The best metaphors aren't generic – they're specific to the organisation, the team, the moment. A metaphor that lands in a hospital feels different from one that lands in a tech startup or a law firm. The more precisely it reflects the world your audience already lives in, the deeper it goes.

Back to Lena. What she needed that afternoon wasn't simpler ideas – she needed a thread.

Your audience is the same. When complexity is unavoidable, don't shrink from it. Name it. Frame it. Say it. Picture it.

(Get my cheat sheet on how to make the complex simple.)

So here is my question for you: What complex idea or concept do you find difficult to explain to others? Reply and tell me about it. I’d love to hear from you.


ON THE SHOW

How to Speak, Memorably

▶️ Episode 323 with Bill McGowan on YouTube, Spotify or Apple.

Staying on message is fine – if your goal is to blend in and play it safe. But it’s also pretty forgettable.

In this episode, we’re going to show you how to move beyond just being clear and become impossible to ignore.

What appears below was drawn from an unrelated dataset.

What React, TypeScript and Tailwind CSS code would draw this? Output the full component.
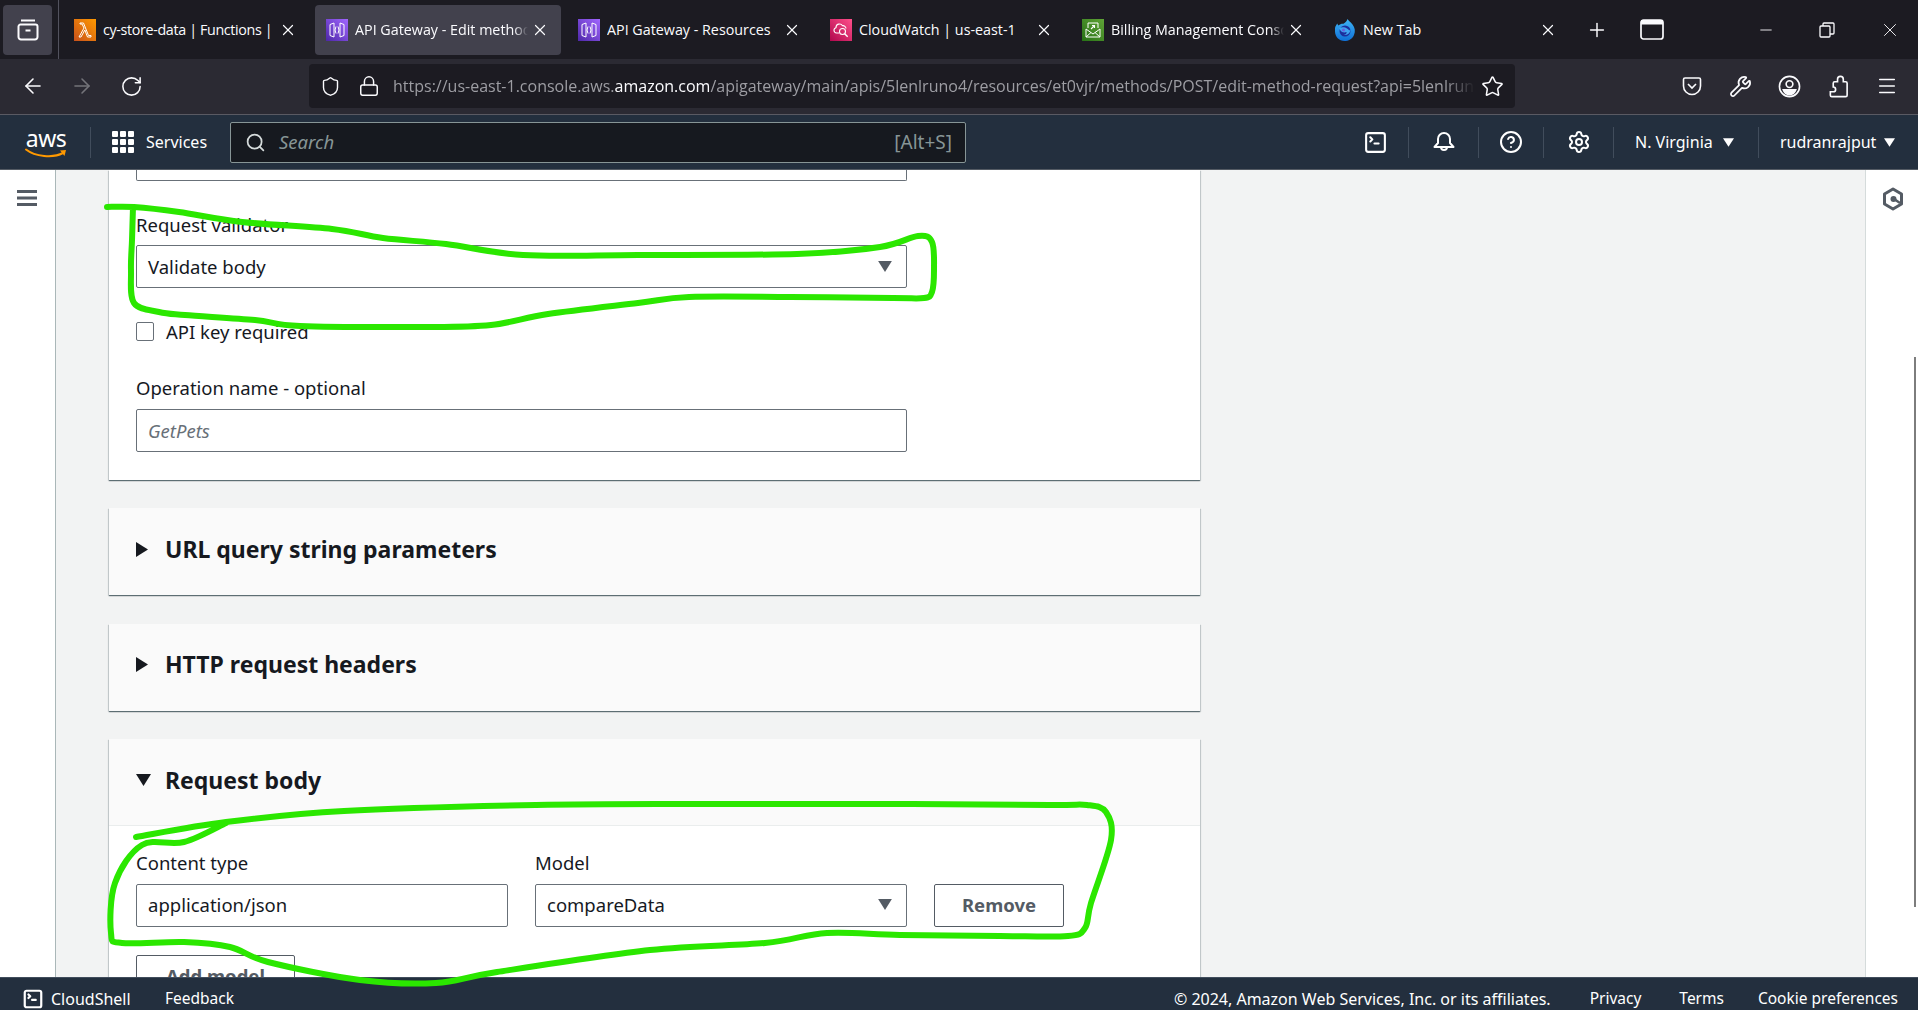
import React from 'react';
import {
  ArrowLeft, ArrowRight, CircleHelp, Lock, Menu, Minus, Plus, RotateCw, Search, Settings, Shield, Star, Wrench, X, SquareTerminal,
} from 'lucide-react';

const FONT = "font-['Noto_Sans',sans-serif]";

// --- tab favicons ---
const LambdaIcon = () => (
  <svg width="22" height="22" viewBox="0 0 22 22">
    <defs><linearGradient id="lam" x1="0" y1="1" x2="1" y2="0"><stop offset="0" stopColor="#c8511b" /><stop offset="1" stopColor="#ff9900" /></linearGradient></defs>
    <rect width="22" height="22" fill="url(#lam)" />
    <path d="M5 18l5-9-2-4H6V4h3.500l5 12.500H17V18h-3.500L10.800 11 7 18z" fill="none" stroke="#fff" strokeWidth="1" strokeLinejoin="round" />
  </svg>
);

const GatewayIcon = () => (
  <svg width="22" height="22" viewBox="0 0 22 22">
    <defs><linearGradient id="gw" x1="0" y1="1" x2="1" y2="0"><stop offset="0" stopColor="#4d27a8" /><stop offset="1" stopColor="#a166ff" /></linearGradient></defs>
    <rect width="22" height="22" fill="url(#gw)" />
    <path d="M8 4L4 5.500v11L8 18zM14 4l4 1.500v11L14 18z" fill="none" stroke="#fff" strokeWidth="1" />
    <path d="M10 7.500L9 11l1 3.500M12 7.500l1 3.500-1 3.500" fill="none" stroke="#fff" strokeWidth="1" />
  </svg>
);

const WatchIcon = () => (
  <svg width="22" height="22" viewBox="0 0 22 22">
    <defs><linearGradient id="cw" x1="0" y1="1" x2="1" y2="0"><stop offset="0" stopColor="#b0084d" /><stop offset="1" stopColor="#ff4f8b" /></linearGradient></defs>
    <rect width="22" height="22" fill="url(#cw)" />
    <path d="M9 14H6.500a2.700 2.700 0 0 1-.5-5.300 3.500 3.500 0 0 1 6.500-2 3 3 0 0 1 3.500 2.800" fill="none" stroke="#fff" strokeWidth="1.100" />
    <circle cx="12.500" cy="12.500" r="3" fill="none" stroke="#fff" strokeWidth="1.100" />
    <path d="M14.700 14.700l3 3" stroke="#fff" strokeWidth="1.400" />
  </svg>
);

const BillingIcon = () => (
  <svg width="22" height="22" viewBox="0 0 22 22">
    <defs><linearGradient id="bl" x1="0" y1="1" x2="1" y2="0"><stop offset="0" stopColor="#277116" /><stop offset="1" stopColor="#60a337" /></linearGradient></defs>
    <rect width="22" height="22" fill="url(#bl)" />
    <path d="M6 9V4h10v5M4 10l7 5 7-5v8H4zM4 18l5-4.500M18 18l-5-4.500" fill="none" stroke="#fff" strokeWidth="1" strokeLinejoin="round" />
    <path d="M9 10l3.500-3.500M10 6.500h2.500V9" fill="none" stroke="#fff" strokeWidth="1.100" />
  </svg>
);

const FirefoxIcon = () => (
  <svg width="22" height="22" viewBox="0 0 22 22">
    <defs><linearGradient id="ff" x1="0" y1="0" x2="0" y2="1"><stop offset="0" stopColor="#3fb5f5" /><stop offset="1" stopColor="#0f6fd6" /></linearGradient></defs>
    <path d="M1 9c.5-2 1.500-3.500 2.500-4.500C3.500 5.500 4 6 4.500 6.500 6 5 8 4.500 9.500 4.800 11.500 3.500 12.800 2 13.500 0c1 2 3 3 5 5.500 2.500 3 3 7 1.500 10.500-1.800 4-5.500 6-9.500 6C5 22 1 17.500 1 12.500z" fill="url(#ff)" />
    <circle cx="11" cy="12" r="5.500" fill="#1c2e9c" />
    <path d="M5 9c2.500-1 6-1 8 .5 1.500 1.200 2.500 2 3.500 2-1 3.500-4 5-7 4.500 2.500-.5 3.500-2 3-3-2 1-5 .5-6-1.500z" fill="#3fa4f0" />
    <circle cx="9.500" cy="11" r="1.500" fill="#6b5fe0" />
  </svg>
);

const tabs = [
  { title: 'cy-store-data | Functions |', icon: <LambdaIcon />, active: false, text: 'tracking-[-0.35px]' },
  { title: 'API Gateway - Edit method request', icon: <GatewayIcon />, active: true, text: '[mask-image:linear-gradient(to_left,transparent,black_14px)]' },
  { title: 'API Gateway - Resources', icon: <GatewayIcon />, active: false, text: '' },
  { title: 'CloudWatch | us-east-1', icon: <WatchIcon />, active: false, text: '' },
  { title: 'Billing Management Console', icon: <BillingIcon />, active: false, text: '[mask-image:linear-gradient(to_left,transparent,black_14px)]' },
  { title: 'New Tab', icon: <FirefoxIcon />, active: false, text: '' },
];

const TabBar = () => (
  <div className="flex h-[59px] shrink-0 items-center bg-[#1c1b22] text-[#fbfbfe]">
    <div className="ml-[3px] flex h-[50px] w-[49px] items-center justify-center rounded-[4px] bg-[#42414d]">
      <svg width="24" height="24" viewBox="0 0 24 24" fill="none" stroke="#fbfbfe" strokeWidth="2">
        <path d="M5 2.500h14M2.500 8.500a2 2 0 0 1 2-2h15a2 2 0 0 1 2 2V19a2.500 2.500 0 0 1-2.500 2.500H5A2.500 2.500 0 0 1 2.500 19zM9.500 12.500h5" />
      </svg>
    </div>
    <div className="ml-[6px] mr-[4px] h-[59px] w-px bg-[#52525e]" />
    <div className="flex gap-[6px]">
      {tabs.map((t) => (
        <div key={t.title} className={`flex h-[50px] w-[246px] items-center pl-[11px] pr-[12px] rounded-[4px] ${t.active ? 'bg-[#42414d]' : ''}`}>
          <span className="shrink-0">{t.icon}</span>
          <span className={`ml-[7px] flex-1 overflow-hidden whitespace-nowrap text-[14.300px] font-['Open_Sans',sans-serif] ${t.text}`}>{t.title}</span>
          <X size={18} strokeWidth={1.6} className="ml-[3px] shrink-0" />
        </div>
      ))}
    </div>
    <Plus size={22} strokeWidth={1.6} className="ml-[17px] shrink-0" />
    <svg width="24" height="22" viewBox="0 0 24 22" fill="none" className="ml-[32px] shrink-0">
      <rect x="1" y="1" width="22" height="19" rx="2.500" stroke="#fbfbfe" strokeWidth="1.700" />
      <rect x="1" y="1" width="22" height="4.500" fill="#fbfbfe" />
    </svg>
    <Minus size={18} strokeWidth={1.2} className="ml-[93px] shrink-0" />
    <svg width="16" height="16" viewBox="0 0 16 16" fill="none" stroke="#fbfbfe" strokeWidth="1.300" className="ml-[44px] shrink-0">
      <rect x="1" y="4" width="10" height="11" rx="1" />
      <path d="M4 4V2a1 1 0 0 1 1-1h9a1 1 0 0 1 1 1v9a1 1 0 0 1-1 1h-3" />
    </svg>
    <X size={22} strokeWidth={1} className="ml-[44px] shrink-0" />
  </div>
);

const ToolBar = () => (
  <div className="flex h-[56px] shrink-0 items-center border-b border-[#5a5a63] bg-[#2b2a33] pb-px text-[#fbfbfe]">
    <ArrowLeft size={24} strokeWidth={1.6} className="ml-[21px] shrink-0" />
    <ArrowRight size={24} strokeWidth={1.6} className="ml-[25px] shrink-0 text-[#74747a]" />
    <RotateCw size={23} strokeWidth={1.6} className="ml-[26px] shrink-0" />
    <div className="ml-[166px] flex h-[44px] w-[1206px] shrink-0 items-center rounded-[4px] bg-[#1c1b22]">
      <Shield size={21} strokeWidth={1.6} className="ml-[11px] shrink-0" />
      <Lock size={22} strokeWidth={1.6} className="ml-[17px] shrink-0" />
      <span className="ml-[13px] w-[1082px] overflow-hidden whitespace-nowrap text-[16px] text-[#9d9da3] font-['Open_Sans',sans-serif] [mask-image:linear-gradient(to_left,transparent,black_30px)]">
        https://us-east-1.console.aws.<span className="text-[#fbfbfe]">amazon.com</span>/apigateway/main/apis/5lenlruno4/resources/et0vjr/methods/POST/edit-method-request?api=5lenlruno4&amp;resource=et0vjr
      </span>
      <Star size={23} strokeWidth={1.6} className="ml-[6px] shrink-0" />
    </div>
    <svg width="20" height="20" viewBox="0 0 20 20" fill="none" stroke="#fbfbfe" strokeWidth="1.600" className="ml-[167px] shrink-0">
      <path d="M3 2h14a1.500 1.500 0 0 1 1.500 1.500V10a8.500 8.500 0 0 1-17 0V3.500A1.500 1.500 0 0 1 3 2zM6 8l4 4 4-4" />
    </svg>
    <Wrench size={23} strokeWidth={1.8} className="ml-[27px] shrink-0" />
    <svg width="23" height="23" viewBox="0 0 24 24" fill="none" stroke="#fbfbfe" strokeWidth="1.700" className="ml-[26px] shrink-0">
      <circle cx="12" cy="12" r="10.500" />
      <circle cx="12" cy="9.500" r="3.500" />
      <path d="M5.500 15.500h13c-1 3-3.500 5-6.500 5s-5.500-2-6.500-5z" fill="#fbfbfe" />
    </svg>
    <svg width="23" height="23" viewBox="0 0 24 24" fill="none" stroke="#fbfbfe" strokeWidth="1.700" className="ml-[26px] shrink-0">
      <path d="M8 7h3V4.500a3 3 0 0 1 6 0V7h2.500A1.500 1.500 0 0 1 21 8.500V21a1.500 1.500 0 0 1-1.500 1.500H5A1.500 1.500 0 0 1 3.500 21v-3.500h3a2.500 2.500 0 0 0 0-5H6.500V8.500A1.500 1.500 0 0 1 8 7z" />
    </svg>
    <Menu size={22} strokeWidth={1.6} className="ml-[26px] shrink-0" />
  </div>
);

const Sep = () => <div className="h-[31px] w-px shrink-0 bg-[#414d5c]" />;

const Caret = () => (
  <svg width="11" height="9" viewBox="0 0 13 10" className="shrink-0"><path d="M0 0h13L6.500 10z" fill="#fff" /></svg>
);

const AwsNav = () => (
  <div className={`flex h-[55px] shrink-0 items-center border-b border-[#545b64] bg-[#232f3e] text-[16px] text-white ${FONT}`}>
    <div className="relative ml-[25px] h-[34px] w-[42px] shrink-0">
      <span className="block text-center text-[23px] leading-[26px] tracking-[-0.5px]">aws</span>
      <svg width="43" height="11" viewBox="0 0 43 11" className="absolute left-0 top-[23px]">
        <path d="M1 1.500C10 8.500 28 10.500 38 5" fill="none" stroke="#ff9900" strokeWidth="2" strokeLinecap="round" />
        <path d="M35 2.500l6-.5-1.500 6z" fill="#ff9900" />
      </svg>
    </div>
    <div className="ml-[23px] h-[31px] w-px shrink-0 bg-[#414d5c]" />
    <div className="ml-[21px] grid shrink-0 grid-cols-3 gap-[2px]">
      {Array.from({ length: 9 }).map((_, i) => (
        <span key={i} className="h-[6px] w-[6px] rounded-[1px] bg-white" />
      ))}
    </div>
    <span className="ml-[12px] w-[62px] shrink-0 whitespace-nowrap">Services</span>
    <div className="ml-[22px] flex h-[41px] w-[736px] shrink-0 items-center rounded-[2px] border border-[#879596] bg-[#16191f]">
      <Search size={21} strokeWidth={2} className="ml-[14px] shrink-0 text-[#d5dbdb]" />
      <span className="ml-[13px] flex-1 text-[18.500px] italic text-[#879596]">Search</span>
      <span className="mr-[13px] text-[19px] text-[#879596]">[Alt+S]</span>
    </div>
    <SquareTerminal size={25} strokeWidth={2} className="ml-[397px] shrink-0" />
    <div className="ml-[20px] flex shrink-0 items-center"><Sep /></div>
    <svg width="24" height="24" viewBox="0 0 24 24" fill="none" stroke="#fff" strokeWidth="2" strokeLinejoin="round" className="ml-[23px] shrink-0">
      <path d="M12 3a6 6 0 0 1 6 6v4l3.500 4h-19L6 13V9a6 6 0 0 1 6-6z" />
      <path d="M9 17a3 3 0 0 0 6 0" />
    </svg>
    <div className="ml-[22px] shrink-0"><Sep /></div>
    <CircleHelp size={24} strokeWidth={2} className="ml-[20px] shrink-0" />
    <div className="ml-[20px] shrink-0"><Sep /></div>
    <Settings size={24} strokeWidth={2} className="ml-[23px] shrink-0" />
    <div className="ml-[22px] shrink-0"><Sep /></div>
    <span className="ml-[21px] w-[80px] shrink-0 whitespace-nowrap">N. Virginia</span>
    <span className="ml-[8px] flex shrink-0"><Caret /></span>
    <div className="ml-[24px] shrink-0"><Sep /></div>
    <span className="ml-[21px] w-[97px] shrink-0 whitespace-nowrap">rudranrajput</span>
    <span className="ml-[7px] flex shrink-0"><Caret /></span>
  </div>
);

const cardClass = 'w-[1091px] shrink-0 shadow-[0_1px_1px_0_rgba(0,28,36,0.5),1px_1px_1px_0_rgba(0,28,36,0.12),-1px_1px_1px_0_rgba(0,28,36,0.12)]';
const boxClass = 'flex h-[43px] shrink-0 items-center rounded-[2px] border border-[#687078] bg-white px-[11px] text-[18.500px] text-[#16191f]';

const SelectCaret = () => (
  <svg width="14" height="11" viewBox="0 0 15 12" className="shrink-0"><path d="M0 0h15L7.500 12z" fill="#545b64" /></svg>
);

const CollapsedHeader = ({ title, pb }: { title: string; pb: string }) => (
  <div className={`${cardClass} flex h-[87px] items-center bg-[#fafafa] pl-[27px] ${pb}`}>
    <svg width="12" height="15" viewBox="0 0 12 15" className="shrink-0"><path d="M0 0l12 7.500L0 15z" fill="#16191f" /></svg>
    <h2 className="ml-[17px] text-[23px] font-bold text-[#16191f]">{title}</h2>
  </div>
);

const Content = () => (
  <div className={`flex min-h-0 flex-1 ${FONT}`}>
    <div className="flex w-[56px] shrink-0 justify-center border-r border-[#aab7b8] bg-white pt-[20px]">
      <svg width="20" height="16" viewBox="0 0 20 16" fill="#545b64" className="mr-[1px]">
        <rect width="20" height="3" />
        <rect y="6.500" width="20" height="3" />
        <rect y="13" width="20" height="3" />
      </svg>
    </div>
    <div className="flex min-w-0 flex-1 flex-col overflow-hidden bg-[#f2f3f3] pl-[53px]">
      {/* first card is scrolled, only the end of the upper input is visible */}
      <div className={`${cardClass} flex flex-col bg-white pl-[27px] pb-[28px] text-[18.500px] text-[#16191f]`}>
        <div className="h-[11px] w-[771px] rounded-b-[2px] border-x border-b border-[#687078]" />
        <label className="mt-[33px] leading-[22px]">Request validator</label>
        <div className={`${boxClass} mt-[9px] w-[771px] justify-between pr-[14px]`}>
          Validate body
          <SelectCaret />
        </div>
        <div className="mt-[34px] flex h-[19px] items-center">
          <span className="h-[19px] w-[18px] rounded-[2px] border border-[#687078]" />
          <span className="ml-[12px]">API key required</span>
        </div>
        <label className="mt-[36px] leading-[22px]">Operation name - optional</label>
        <div className={`${boxClass} mt-[10px] w-[771px] italic text-[#687078]`}>GetPets</div>
      </div>

      <div className="mt-[28px]"><CollapsedHeader title="URL query string parameters" pb="pb-[5px]" /></div>
      <div className="mt-[29px]"><CollapsedHeader title="HTTP request headers" pb="pb-[6px]" /></div>

      <div className={`${cardClass} mt-[28px] bg-white text-[18.500px] text-[#16191f]`}>
        <div className="flex h-[87px] items-center border-b border-[#eaeded] bg-[#fafafa] pb-[4px] pl-[27px]">
          <svg width="15" height="12" viewBox="0 0 15 12" className="shrink-0"><path d="M0 0h15L7.500 12z" fill="#16191f" /></svg>
          <h2 className="ml-[14px] text-[23px] font-bold">Request body</h2>
        </div>
        <div className="flex flex-col pl-[27px] pt-[26px]">
          <div className="flex gap-[27px]">
            <div className="flex w-[372px] flex-col gap-[10px]">
              <label className="leading-[22px]">Content type</label>
              <div className={`${boxClass} pb-[2px]`}>application/json</div>
            </div>
            <div className="flex w-[372px] flex-col gap-[10px]">
              <label className="leading-[22px]">Model</label>
              <div className={`${boxClass} justify-between pb-[2px] pr-[14px]`}>
                compareData
                <SelectCaret />
              </div>
            </div>
            <div className="flex flex-col justify-end">
              <button className="h-[43px] w-[130px] rounded-[2px] border border-[#545b64] pb-[2px] font-bold text-[#545b64]">Remove</button>
            </div>
          </div>
          <button className="mt-[28px] h-[43px] w-[159px] rounded-[2px] border border-[#545b64] pb-[2px] font-bold text-[#545b64]">Add model</button>
        </div>
      </div>
    </div>
    <div className="flex w-[53px] shrink-0 justify-center border-l border-[#d5dbdb] bg-white pt-[17px]">
      <svg width="22" height="24" viewBox="0 0 22 24" fill="none" className="ml-[2px]">
        <path d="M11 2l8.500 5v10L11 22l-8.500-5V7z" stroke="#545b64" strokeWidth="3" strokeLinejoin="round" />
        <circle cx="11.500" cy="12" r="3" fill="#545b64" />
        <path d="M12 12l6 4" stroke="#545b64" strokeWidth="2.500" />
      </svg>
    </div>
  </div>
);

const Footer = () => (
  <div className={`flex h-[33px] shrink-0 items-center border-t border-[#414d5c] bg-[#232f3e] pt-[9px] text-[15.500px] text-white ${FONT}`}>
    <SquareTerminal size={22} strokeWidth={2.4} className="ml-[22px] shrink-0" />
    <span className="ml-[7px] w-[80px] shrink-0 whitespace-nowrap text-[16px]">CloudShell</span>
    <span className="ml-[34px] shrink-0">Feedback</span>
    <span className="ml-auto whitespace-nowrap text-[16px]">© 2024, Amazon Web Services, Inc. or its affiliates.</span>
    <span className="ml-[39px]">Privacy</span>
    <span className="ml-[38px]">Terms</span>
    <span className="ml-[34px] mr-[20px] whitespace-nowrap">Cookie preferences</span>
  </div>
);

// hand-drawn marker strokes, smoothed through their points
const stroke1: number[][] = [[107, 207], [134, 207], [179, 212], [242, 222], [332, 229], [383, 238], [446, 244], [523, 255], [638, 255], [797, 254], [880, 247], [918, 236], [932, 242], [934, 270], [932, 292], [924, 298], [893, 298], [790, 297], [689, 297], [638, 303], [548, 314], [491, 325], [421, 327], [300, 326], [255, 320], [185, 315], [159, 312], [134, 303], [131, 270], [132, 240], [133, 207]];
const stroke2: number[][] = [[136, 837], [226, 822], [344, 811], [536, 805], [700, 804], [900, 804], [1050, 805], [1087, 805], [1106, 812], [1111, 840], [1091, 903], [1085, 928], [1068, 936], [1000, 936], [900, 935], [827, 933], [765, 943], [650, 950], [497, 972], [436, 983], [360, 980], [268, 962], [230, 947], [184, 942], [122, 943], [111, 933], [115, 883], [142, 845], [184, 842], [226, 823]];

const smooth = (p: number[][]) => {
  let d = `M${p[0][0]} ${p[0][1]}`;
  for (let i = 0; i < p.length - 1; i++) {
    const a = p[Math.max(i - 1, 0)];
    const b = p[i];
    const c = p[i + 1];
    const e = p[Math.min(i + 2, p.length - 1)];
    d += `C${b[0] + (c[0] - a[0]) / 6} ${b[1] + (c[1] - a[1]) / 6} ${c[0] - (e[0] - b[0]) / 6} ${c[1] - (e[1] - b[1]) / 6} ${c[0]} ${c[1]}`;
  }
  return d;
};

export default function App() {
  return (
    <div className="relative flex h-screen w-full flex-col overflow-hidden">
      <TabBar />
      <ToolBar />
      <AwsNav />
      <Content />
      <Footer />
      <div className="absolute right-[2px] top-[357px] h-[550px] w-[2px] bg-[#7d7d7d]" />
      <svg className="pointer-events-none absolute left-0 top-0" width="1918" height="1010" fill="none" stroke="#2be700" strokeWidth="6" strokeLinecap="round" strokeLinejoin="round">
        <path d={smooth(stroke1)} />
        <path d={smooth(stroke2)} />
      </svg>
    </div>
  );
}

I’m joined by Bill McGowan, author of Speak, Memorably and CEO of Clarity Media Group who has coached some of the world’s top executives on exactly this skill.

The episode is highly actionable: You’ll learn how to structure your message so it becomes 22 times more memorable, and specific techniques top communicators use – from how they open, to how they use their voice to how they hold attention in the moments that matter most.

Plus: Bill shares how he coached both Kim Kardashian and the Cookie Monster.


BOOK RECOMMENDATION

Give to Grow

“I wake up every morning looking to help my friends succeed, and some of them just happen to be clients.”

I love Mo Bunnell's philosophy. Mo is one of the world's leading experts on business development (and my podcast guest next week).

Give to Grow is both a mission statement and a blueprint to close more deals with less effort. How? By building strong and genuine relationships.

My key takeaways:

  • We all start out doing the work, but at some point we better transition to winning the work if we don’t want to stay a worker bee forever.
  • If you want to grow a business or career, winning the work needs to be a top priority. It is a learnable skill, but it requires a system.
  • The biggest predictor of success is relationships.
  • Your clients hate to be sold to, but they love to buy.
  • It's always your move, and there's always a way to be helpful.

I know from my own experience that you remove your mental roadblocks when you show up to give, not to get. And that makes selling so much more enjoyable.